*DATA EXTRACT:*

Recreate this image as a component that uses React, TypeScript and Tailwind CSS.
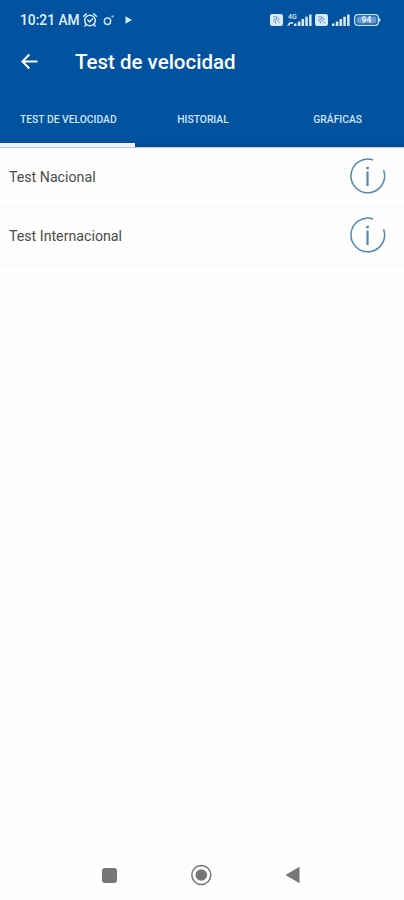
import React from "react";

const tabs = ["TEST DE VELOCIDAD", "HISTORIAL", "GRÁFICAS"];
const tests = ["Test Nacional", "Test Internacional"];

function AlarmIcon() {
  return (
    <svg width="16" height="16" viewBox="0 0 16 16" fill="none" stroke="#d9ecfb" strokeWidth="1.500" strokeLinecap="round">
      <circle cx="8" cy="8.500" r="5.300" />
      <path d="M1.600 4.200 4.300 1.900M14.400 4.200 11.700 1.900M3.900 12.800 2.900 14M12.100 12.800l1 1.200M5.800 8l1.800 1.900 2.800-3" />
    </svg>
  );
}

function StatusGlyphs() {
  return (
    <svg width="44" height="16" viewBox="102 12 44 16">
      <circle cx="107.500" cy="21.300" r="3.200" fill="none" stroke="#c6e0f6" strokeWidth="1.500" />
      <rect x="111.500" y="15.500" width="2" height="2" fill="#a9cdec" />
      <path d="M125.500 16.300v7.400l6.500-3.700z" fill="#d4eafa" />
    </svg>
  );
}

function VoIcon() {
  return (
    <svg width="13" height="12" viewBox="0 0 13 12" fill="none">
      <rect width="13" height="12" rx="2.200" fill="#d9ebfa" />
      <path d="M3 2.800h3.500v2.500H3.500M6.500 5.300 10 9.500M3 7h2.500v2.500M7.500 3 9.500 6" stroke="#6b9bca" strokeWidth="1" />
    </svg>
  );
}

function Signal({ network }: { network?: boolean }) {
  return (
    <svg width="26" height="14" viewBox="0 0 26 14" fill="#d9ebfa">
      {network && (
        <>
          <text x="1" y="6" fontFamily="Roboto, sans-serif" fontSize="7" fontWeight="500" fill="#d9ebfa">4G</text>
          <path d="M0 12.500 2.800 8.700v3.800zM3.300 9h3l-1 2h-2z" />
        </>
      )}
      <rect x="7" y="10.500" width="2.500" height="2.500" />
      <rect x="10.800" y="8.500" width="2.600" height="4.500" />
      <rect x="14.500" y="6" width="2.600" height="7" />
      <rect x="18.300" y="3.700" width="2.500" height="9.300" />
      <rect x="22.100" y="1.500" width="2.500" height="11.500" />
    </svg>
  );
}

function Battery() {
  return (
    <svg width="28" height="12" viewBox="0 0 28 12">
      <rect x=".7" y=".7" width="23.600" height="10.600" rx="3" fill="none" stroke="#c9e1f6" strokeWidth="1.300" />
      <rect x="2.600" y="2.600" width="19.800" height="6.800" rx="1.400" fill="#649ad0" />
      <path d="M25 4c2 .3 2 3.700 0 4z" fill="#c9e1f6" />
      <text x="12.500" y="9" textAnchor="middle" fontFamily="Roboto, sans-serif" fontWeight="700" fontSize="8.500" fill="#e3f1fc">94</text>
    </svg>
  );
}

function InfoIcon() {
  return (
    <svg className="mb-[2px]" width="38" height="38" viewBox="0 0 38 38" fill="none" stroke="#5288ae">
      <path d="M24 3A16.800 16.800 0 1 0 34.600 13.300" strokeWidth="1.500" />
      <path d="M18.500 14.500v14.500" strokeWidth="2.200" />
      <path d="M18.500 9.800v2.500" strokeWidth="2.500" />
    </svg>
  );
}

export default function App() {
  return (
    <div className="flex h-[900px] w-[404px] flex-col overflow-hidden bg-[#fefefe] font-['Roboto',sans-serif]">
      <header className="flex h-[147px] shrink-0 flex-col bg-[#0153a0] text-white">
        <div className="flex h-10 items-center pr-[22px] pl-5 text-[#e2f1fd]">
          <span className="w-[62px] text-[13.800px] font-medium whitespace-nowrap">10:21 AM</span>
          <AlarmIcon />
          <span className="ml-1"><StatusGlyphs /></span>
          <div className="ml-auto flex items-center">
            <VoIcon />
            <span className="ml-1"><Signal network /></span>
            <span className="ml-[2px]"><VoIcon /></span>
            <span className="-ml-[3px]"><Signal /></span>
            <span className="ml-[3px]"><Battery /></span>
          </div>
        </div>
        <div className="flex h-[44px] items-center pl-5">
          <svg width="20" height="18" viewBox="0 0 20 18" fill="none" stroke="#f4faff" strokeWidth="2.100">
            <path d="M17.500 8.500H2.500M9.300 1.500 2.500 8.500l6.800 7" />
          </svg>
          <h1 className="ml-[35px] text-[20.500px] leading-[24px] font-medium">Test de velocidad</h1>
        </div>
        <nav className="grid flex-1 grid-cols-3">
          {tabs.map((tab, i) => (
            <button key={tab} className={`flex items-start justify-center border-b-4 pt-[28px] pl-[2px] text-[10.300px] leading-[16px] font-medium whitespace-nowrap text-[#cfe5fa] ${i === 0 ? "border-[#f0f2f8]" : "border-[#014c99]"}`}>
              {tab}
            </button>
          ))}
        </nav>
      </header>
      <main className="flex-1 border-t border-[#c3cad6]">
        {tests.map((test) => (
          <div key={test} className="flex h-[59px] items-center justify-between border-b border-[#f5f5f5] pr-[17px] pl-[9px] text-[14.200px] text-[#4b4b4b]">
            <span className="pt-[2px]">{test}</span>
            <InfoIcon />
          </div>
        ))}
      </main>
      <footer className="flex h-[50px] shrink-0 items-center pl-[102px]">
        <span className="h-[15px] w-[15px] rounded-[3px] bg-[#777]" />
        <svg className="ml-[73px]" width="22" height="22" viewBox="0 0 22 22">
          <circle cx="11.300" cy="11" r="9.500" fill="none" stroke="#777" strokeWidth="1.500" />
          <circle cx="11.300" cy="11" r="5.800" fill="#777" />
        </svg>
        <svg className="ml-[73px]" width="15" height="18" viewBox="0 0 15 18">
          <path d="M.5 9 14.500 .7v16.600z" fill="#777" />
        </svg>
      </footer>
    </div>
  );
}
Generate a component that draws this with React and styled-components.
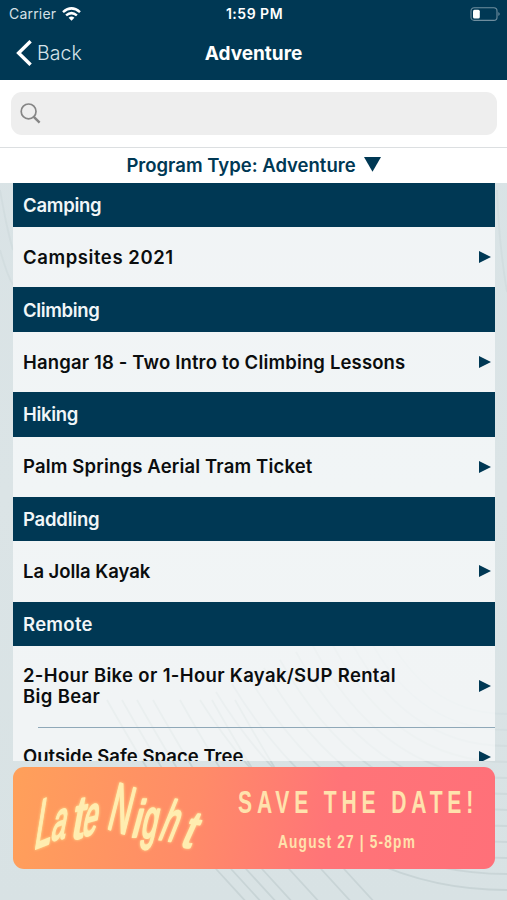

*TO DO:* Omit every picture, then reproduce the rest of the listing exactly.

*WRITTEN ANSWER:*
Recreate this image as a component that uses React, TypeScript and Tailwind CSS.
import React from "react";

const tabs = ["TEST DE VELOCIDAD", "HISTORIAL", "GRÁFICAS"];
const tests = ["Test Nacional", "Test Internacional"];

function AlarmIcon() {
  return (
    <svg width="16" height="16" viewBox="0 0 16 16" fill="none" stroke="#d9ecfb" strokeWidth="1.500" strokeLinecap="round">
      <circle cx="8" cy="8.500" r="5.300" />
      <path d="M1.600 4.200 4.300 1.900M14.400 4.200 11.700 1.900M3.900 12.800 2.900 14M12.100 12.800l1 1.200M5.800 8l1.800 1.900 2.800-3" />
    </svg>
  );
}

function StatusGlyphs() {
  return (
    <svg width="44" height="16" viewBox="102 12 44 16">
      <circle cx="107.500" cy="21.300" r="3.200" fill="none" stroke="#c6e0f6" strokeWidth="1.500" />
      <rect x="111.500" y="15.500" width="2" height="2" fill="#a9cdec" />
      <path d="M125.500 16.300v7.400l6.500-3.700z" fill="#d4eafa" />
    </svg>
  );
}

function VoIcon() {
  return (
    <svg width="13" height="12" viewBox="0 0 13 12" fill="none">
      <rect width="13" height="12" rx="2.200" fill="#d9ebfa" />
      <path d="M3 2.800h3.500v2.500H3.500M6.500 5.300 10 9.500M3 7h2.500v2.500M7.500 3 9.500 6" stroke="#6b9bca" strokeWidth="1" />
    </svg>
  );
}

function Signal({ network }: { network?: boolean }) {
  return (
    <svg width="26" height="14" viewBox="0 0 26 14" fill="#d9ebfa">
      {network && (
        <>
          <text x="1" y="6" fontFamily="Roboto, sans-serif" fontSize="7" fontWeight="500" fill="#d9ebfa">4G</text>
          <path d="M0 12.500 2.800 8.700v3.800zM3.300 9h3l-1 2h-2z" />
        </>
      )}
      <rect x="7" y="10.500" width="2.500" height="2.500" />
      <rect x="10.800" y="8.500" width="2.600" height="4.500" />
      <rect x="14.500" y="6" width="2.600" height="7" />
      <rect x="18.300" y="3.700" width="2.500" height="9.300" />
      <rect x="22.100" y="1.500" width="2.500" height="11.500" />
    </svg>
  );
}

function Battery() {
  return (
    <svg width="28" height="12" viewBox="0 0 28 12">
      <rect x=".7" y=".7" width="23.600" height="10.600" rx="3" fill="none" stroke="#c9e1f6" strokeWidth="1.300" />
      <rect x="2.600" y="2.600" width="19.800" height="6.800" rx="1.400" fill="#649ad0" />
      <path d="M25 4c2 .3 2 3.700 0 4z" fill="#c9e1f6" />
      <text x="12.500" y="9" textAnchor="middle" fontFamily="Roboto, sans-serif" fontWeight="700" fontSize="8.500" fill="#e3f1fc">94</text>
    </svg>
  );
}

function InfoIcon() {
  return (
    <svg className="mb-[2px]" width="38" height="38" viewBox="0 0 38 38" fill="none" stroke="#5288ae">
      <path d="M24 3A16.800 16.800 0 1 0 34.600 13.300" strokeWidth="1.500" />
      <path d="M18.500 14.500v14.500" strokeWidth="2.200" />
      <path d="M18.500 9.800v2.500" strokeWidth="2.500" />
    </svg>
  );
}

export default function App() {
  return (
    <div className="flex h-[900px] w-[404px] flex-col overflow-hidden bg-[#fefefe] font-['Roboto',sans-serif]">
      <header className="flex h-[147px] shrink-0 flex-col bg-[#0153a0] text-white">
        <div className="flex h-10 items-center pr-[22px] pl-5 text-[#e2f1fd]">
          <span className="w-[62px] text-[13.800px] font-medium whitespace-nowrap">10:21 AM</span>
          <AlarmIcon />
          <span className="ml-1"><StatusGlyphs /></span>
          <div className="ml-auto flex items-center">
            <VoIcon />
            <span className="ml-1"><Signal network /></span>
            <span className="ml-[2px]"><VoIcon /></span>
            <span className="-ml-[3px]"><Signal /></span>
            <span className="ml-[3px]"><Battery /></span>
          </div>
        </div>
        <div className="flex h-[44px] items-center pl-5">
          <svg width="20" height="18" viewBox="0 0 20 18" fill="none" stroke="#f4faff" strokeWidth="2.100">
            <path d="M17.500 8.500H2.500M9.300 1.500 2.500 8.500l6.800 7" />
          </svg>
          <h1 className="ml-[35px] text-[20.500px] leading-[24px] font-medium">Test de velocidad</h1>
        </div>
        <nav className="grid flex-1 grid-cols-3">
          {tabs.map((tab, i) => (
            <button key={tab} className={`flex items-start justify-center border-b-4 pt-[28px] pl-[2px] text-[10.300px] leading-[16px] font-medium whitespace-nowrap text-[#cfe5fa] ${i === 0 ? "border-[#f0f2f8]" : "border-[#014c99]"}`}>
              {tab}
            </button>
          ))}
        </nav>
      </header>
      <main className="flex-1 border-t border-[#c3cad6]">
        {tests.map((test) => (
          <div key={test} className="flex h-[59px] items-center justify-between border-b border-[#f5f5f5] pr-[17px] pl-[9px] text-[14.200px] text-[#4b4b4b]">
            <span className="pt-[2px]">{test}</span>
            <InfoIcon />
          </div>
        ))}
      </main>
      <footer className="flex h-[50px] shrink-0 items-center pl-[102px]">
        <span className="h-[15px] w-[15px] rounded-[3px] bg-[#777]" />
        <svg className="ml-[73px]" width="22" height="22" viewBox="0 0 22 22">
          <circle cx="11.300" cy="11" r="9.500" fill="none" stroke="#777" strokeWidth="1.500" />
          <circle cx="11.300" cy="11" r="5.800" fill="#777" />
        </svg>
        <svg className="ml-[73px]" width="15" height="18" viewBox="0 0 15 18">
          <path d="M.5 9 14.500 .7v16.600z" fill="#777" />
        </svg>
      </footer>
    </div>
  );
}
Generate a component that draws this with React and styled-components.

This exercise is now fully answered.